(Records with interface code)

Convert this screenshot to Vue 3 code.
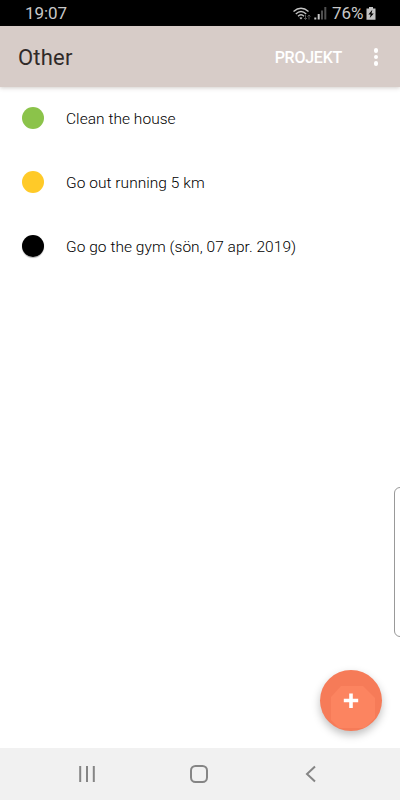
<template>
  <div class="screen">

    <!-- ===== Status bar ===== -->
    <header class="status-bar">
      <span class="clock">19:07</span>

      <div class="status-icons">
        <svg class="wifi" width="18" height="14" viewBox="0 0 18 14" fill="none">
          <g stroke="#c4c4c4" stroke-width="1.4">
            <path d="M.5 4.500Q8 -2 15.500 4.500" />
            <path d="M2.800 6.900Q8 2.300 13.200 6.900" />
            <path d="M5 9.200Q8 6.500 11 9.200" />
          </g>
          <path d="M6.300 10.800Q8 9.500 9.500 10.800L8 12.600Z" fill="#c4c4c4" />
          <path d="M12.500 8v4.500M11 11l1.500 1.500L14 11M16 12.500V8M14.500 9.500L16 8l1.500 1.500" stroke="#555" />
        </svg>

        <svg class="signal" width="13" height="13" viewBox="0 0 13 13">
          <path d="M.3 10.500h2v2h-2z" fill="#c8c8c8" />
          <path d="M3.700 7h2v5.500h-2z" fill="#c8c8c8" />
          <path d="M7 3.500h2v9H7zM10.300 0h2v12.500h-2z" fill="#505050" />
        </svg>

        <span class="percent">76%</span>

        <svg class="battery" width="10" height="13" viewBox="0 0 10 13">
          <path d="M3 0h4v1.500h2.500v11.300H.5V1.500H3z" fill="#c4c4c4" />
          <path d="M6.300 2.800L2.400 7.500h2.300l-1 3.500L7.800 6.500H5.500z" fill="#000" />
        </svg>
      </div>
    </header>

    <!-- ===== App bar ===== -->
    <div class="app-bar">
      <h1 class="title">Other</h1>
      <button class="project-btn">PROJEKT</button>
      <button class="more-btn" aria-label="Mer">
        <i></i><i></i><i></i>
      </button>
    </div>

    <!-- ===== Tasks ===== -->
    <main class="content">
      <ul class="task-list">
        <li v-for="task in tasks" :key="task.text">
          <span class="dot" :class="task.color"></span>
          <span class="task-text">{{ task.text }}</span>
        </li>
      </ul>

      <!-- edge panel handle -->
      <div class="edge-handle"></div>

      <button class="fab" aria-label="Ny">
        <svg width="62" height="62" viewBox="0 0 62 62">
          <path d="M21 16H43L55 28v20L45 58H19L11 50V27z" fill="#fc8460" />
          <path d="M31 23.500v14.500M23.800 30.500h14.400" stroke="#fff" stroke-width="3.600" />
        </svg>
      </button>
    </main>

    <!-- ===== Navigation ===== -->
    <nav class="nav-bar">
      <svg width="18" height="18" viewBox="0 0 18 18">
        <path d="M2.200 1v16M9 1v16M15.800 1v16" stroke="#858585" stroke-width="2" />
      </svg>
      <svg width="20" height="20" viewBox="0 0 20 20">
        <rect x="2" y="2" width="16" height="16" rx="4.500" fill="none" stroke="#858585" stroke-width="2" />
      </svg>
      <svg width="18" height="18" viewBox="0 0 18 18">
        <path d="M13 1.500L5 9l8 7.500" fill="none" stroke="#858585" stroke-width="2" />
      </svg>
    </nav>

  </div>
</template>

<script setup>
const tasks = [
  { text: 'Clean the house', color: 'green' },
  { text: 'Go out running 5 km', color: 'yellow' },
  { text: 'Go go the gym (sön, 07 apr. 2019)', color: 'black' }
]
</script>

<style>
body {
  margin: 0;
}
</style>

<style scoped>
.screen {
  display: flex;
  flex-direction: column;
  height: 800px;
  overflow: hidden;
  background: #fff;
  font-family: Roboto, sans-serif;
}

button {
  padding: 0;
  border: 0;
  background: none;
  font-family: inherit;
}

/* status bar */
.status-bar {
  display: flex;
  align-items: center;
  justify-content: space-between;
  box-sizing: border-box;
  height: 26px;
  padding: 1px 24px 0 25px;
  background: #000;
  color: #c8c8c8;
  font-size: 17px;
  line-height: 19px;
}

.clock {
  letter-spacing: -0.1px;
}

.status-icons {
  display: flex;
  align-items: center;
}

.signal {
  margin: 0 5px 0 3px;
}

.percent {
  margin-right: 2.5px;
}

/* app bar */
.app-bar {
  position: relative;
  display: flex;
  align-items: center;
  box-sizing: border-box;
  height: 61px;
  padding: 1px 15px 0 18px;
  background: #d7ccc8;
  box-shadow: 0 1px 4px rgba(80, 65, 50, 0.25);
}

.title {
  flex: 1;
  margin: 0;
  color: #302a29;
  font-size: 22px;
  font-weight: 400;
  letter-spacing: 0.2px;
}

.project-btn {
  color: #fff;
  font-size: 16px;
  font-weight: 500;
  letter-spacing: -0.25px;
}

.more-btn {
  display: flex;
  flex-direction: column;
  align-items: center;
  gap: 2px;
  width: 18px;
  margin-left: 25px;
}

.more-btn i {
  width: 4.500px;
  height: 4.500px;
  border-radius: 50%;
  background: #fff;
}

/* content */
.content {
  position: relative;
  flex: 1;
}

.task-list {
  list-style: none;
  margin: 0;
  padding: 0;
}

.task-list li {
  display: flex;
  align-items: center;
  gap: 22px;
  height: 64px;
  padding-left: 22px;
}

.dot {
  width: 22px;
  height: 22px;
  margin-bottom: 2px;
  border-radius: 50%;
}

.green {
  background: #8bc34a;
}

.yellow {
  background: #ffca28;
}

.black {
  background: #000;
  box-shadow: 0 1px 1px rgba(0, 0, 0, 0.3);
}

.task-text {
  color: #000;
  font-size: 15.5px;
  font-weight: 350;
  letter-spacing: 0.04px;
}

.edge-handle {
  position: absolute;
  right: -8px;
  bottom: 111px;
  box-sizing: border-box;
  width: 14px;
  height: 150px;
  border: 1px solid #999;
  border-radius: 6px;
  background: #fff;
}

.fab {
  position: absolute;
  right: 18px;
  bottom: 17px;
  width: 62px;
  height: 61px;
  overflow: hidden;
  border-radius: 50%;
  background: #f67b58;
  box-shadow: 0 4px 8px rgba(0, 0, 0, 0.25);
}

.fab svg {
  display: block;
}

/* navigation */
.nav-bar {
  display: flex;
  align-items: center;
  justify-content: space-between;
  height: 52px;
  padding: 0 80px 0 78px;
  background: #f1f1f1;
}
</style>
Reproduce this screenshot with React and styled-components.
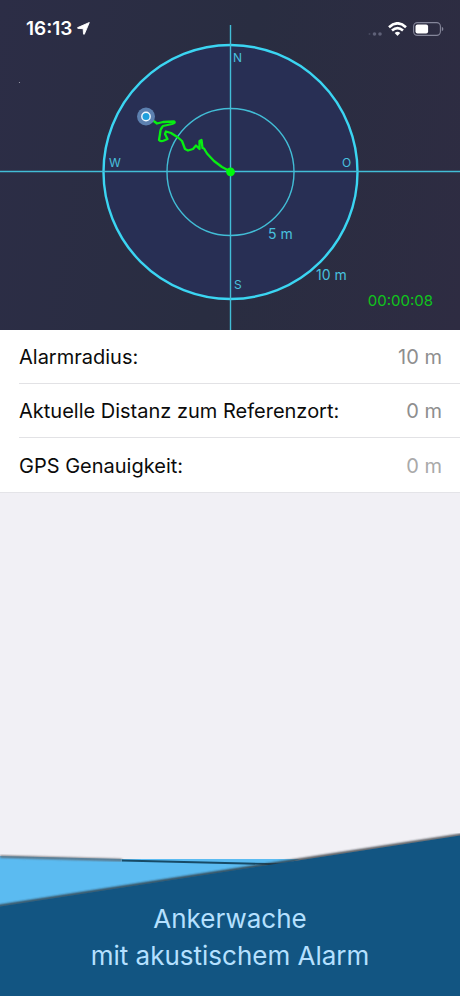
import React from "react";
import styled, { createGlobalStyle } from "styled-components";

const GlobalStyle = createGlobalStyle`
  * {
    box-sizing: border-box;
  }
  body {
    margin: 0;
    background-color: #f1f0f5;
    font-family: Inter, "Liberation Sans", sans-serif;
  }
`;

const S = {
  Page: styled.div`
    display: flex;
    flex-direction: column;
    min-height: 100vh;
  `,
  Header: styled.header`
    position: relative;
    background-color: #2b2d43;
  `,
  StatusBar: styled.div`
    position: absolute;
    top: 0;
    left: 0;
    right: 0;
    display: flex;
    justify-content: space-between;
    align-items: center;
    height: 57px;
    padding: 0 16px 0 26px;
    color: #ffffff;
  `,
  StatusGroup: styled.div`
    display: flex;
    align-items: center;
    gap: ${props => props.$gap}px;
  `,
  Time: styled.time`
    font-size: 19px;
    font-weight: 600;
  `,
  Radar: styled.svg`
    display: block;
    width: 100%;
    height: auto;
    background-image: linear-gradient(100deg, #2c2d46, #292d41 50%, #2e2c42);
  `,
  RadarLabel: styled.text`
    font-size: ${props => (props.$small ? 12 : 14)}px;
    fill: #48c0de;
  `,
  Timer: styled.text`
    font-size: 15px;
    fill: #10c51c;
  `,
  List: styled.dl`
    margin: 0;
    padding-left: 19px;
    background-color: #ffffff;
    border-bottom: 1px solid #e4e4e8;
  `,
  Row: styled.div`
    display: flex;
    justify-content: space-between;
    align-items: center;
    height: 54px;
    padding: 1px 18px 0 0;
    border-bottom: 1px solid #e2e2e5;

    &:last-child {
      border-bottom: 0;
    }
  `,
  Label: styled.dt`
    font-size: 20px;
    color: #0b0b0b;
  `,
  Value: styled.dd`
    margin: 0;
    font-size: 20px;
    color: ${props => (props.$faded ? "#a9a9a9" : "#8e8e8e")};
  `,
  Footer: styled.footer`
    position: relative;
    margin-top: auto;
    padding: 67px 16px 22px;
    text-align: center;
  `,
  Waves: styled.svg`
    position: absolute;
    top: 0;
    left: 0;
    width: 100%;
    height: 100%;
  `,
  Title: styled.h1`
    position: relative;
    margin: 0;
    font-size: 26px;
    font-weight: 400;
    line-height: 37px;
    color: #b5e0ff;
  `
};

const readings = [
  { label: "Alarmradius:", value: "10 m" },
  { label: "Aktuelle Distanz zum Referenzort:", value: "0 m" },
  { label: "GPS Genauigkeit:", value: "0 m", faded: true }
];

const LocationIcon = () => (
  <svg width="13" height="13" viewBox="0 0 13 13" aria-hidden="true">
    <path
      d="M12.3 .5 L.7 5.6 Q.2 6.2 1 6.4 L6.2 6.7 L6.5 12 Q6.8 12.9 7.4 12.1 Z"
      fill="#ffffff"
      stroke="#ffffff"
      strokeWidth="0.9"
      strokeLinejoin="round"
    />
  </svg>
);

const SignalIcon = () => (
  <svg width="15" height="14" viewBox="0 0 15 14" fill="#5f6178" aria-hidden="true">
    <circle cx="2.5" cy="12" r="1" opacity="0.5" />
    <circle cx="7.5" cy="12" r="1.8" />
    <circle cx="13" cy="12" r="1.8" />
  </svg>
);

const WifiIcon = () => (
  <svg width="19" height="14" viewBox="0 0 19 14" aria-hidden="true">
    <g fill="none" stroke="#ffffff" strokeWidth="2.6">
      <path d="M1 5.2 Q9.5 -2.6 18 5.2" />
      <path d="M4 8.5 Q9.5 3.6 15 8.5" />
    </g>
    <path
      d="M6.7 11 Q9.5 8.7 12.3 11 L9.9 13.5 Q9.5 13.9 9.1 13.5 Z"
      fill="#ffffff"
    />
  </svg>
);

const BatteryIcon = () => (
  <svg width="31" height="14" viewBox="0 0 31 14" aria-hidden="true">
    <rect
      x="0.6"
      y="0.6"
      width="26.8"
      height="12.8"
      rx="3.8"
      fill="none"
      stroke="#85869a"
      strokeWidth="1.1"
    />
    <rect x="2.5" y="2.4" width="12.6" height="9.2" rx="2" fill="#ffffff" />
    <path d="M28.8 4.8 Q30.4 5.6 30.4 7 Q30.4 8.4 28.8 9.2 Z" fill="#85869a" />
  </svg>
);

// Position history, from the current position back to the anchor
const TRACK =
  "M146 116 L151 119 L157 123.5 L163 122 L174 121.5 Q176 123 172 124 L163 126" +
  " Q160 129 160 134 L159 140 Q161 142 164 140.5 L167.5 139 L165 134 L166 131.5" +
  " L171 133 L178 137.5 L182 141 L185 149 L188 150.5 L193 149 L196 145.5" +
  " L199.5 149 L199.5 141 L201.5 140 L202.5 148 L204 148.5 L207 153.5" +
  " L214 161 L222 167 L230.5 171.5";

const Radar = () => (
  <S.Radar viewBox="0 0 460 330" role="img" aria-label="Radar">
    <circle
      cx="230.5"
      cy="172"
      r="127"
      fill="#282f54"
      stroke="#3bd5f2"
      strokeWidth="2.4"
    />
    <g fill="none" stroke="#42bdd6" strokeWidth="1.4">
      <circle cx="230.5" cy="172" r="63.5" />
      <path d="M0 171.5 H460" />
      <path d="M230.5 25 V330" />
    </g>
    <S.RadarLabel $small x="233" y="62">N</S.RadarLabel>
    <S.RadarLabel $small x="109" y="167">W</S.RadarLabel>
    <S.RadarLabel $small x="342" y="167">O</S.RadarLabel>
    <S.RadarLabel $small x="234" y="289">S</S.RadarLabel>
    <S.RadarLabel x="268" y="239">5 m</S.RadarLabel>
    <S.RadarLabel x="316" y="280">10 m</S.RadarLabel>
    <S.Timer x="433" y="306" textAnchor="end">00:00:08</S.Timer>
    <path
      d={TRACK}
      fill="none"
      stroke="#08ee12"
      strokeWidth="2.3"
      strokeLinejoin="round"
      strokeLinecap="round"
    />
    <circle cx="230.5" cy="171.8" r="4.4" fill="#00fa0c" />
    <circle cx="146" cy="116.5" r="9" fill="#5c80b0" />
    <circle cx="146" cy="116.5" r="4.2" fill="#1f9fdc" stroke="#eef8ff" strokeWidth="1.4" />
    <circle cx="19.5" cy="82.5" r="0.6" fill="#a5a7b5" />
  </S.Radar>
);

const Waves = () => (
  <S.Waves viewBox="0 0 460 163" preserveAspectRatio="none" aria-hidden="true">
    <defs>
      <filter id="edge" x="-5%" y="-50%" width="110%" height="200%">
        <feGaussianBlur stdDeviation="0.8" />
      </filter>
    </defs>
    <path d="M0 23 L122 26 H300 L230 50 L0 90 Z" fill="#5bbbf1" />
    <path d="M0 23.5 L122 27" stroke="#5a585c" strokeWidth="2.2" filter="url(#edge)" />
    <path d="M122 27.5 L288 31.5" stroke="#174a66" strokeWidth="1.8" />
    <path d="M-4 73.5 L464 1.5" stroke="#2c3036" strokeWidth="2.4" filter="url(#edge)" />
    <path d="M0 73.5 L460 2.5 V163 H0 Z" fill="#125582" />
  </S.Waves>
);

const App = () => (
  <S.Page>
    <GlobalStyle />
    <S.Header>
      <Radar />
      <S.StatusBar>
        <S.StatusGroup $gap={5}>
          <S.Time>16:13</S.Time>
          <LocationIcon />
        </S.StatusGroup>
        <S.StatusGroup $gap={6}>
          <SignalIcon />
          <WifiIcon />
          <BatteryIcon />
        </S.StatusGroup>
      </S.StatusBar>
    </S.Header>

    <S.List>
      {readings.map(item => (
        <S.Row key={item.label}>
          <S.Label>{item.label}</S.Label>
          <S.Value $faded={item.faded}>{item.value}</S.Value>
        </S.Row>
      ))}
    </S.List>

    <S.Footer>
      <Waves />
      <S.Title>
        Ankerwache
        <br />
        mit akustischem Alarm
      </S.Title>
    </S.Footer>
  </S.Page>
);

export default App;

### Given request
Identify each line in the entries with the word "React" and copy it.

### Output below
Reproduce this screenshot with React and styled-components.
import React from "react";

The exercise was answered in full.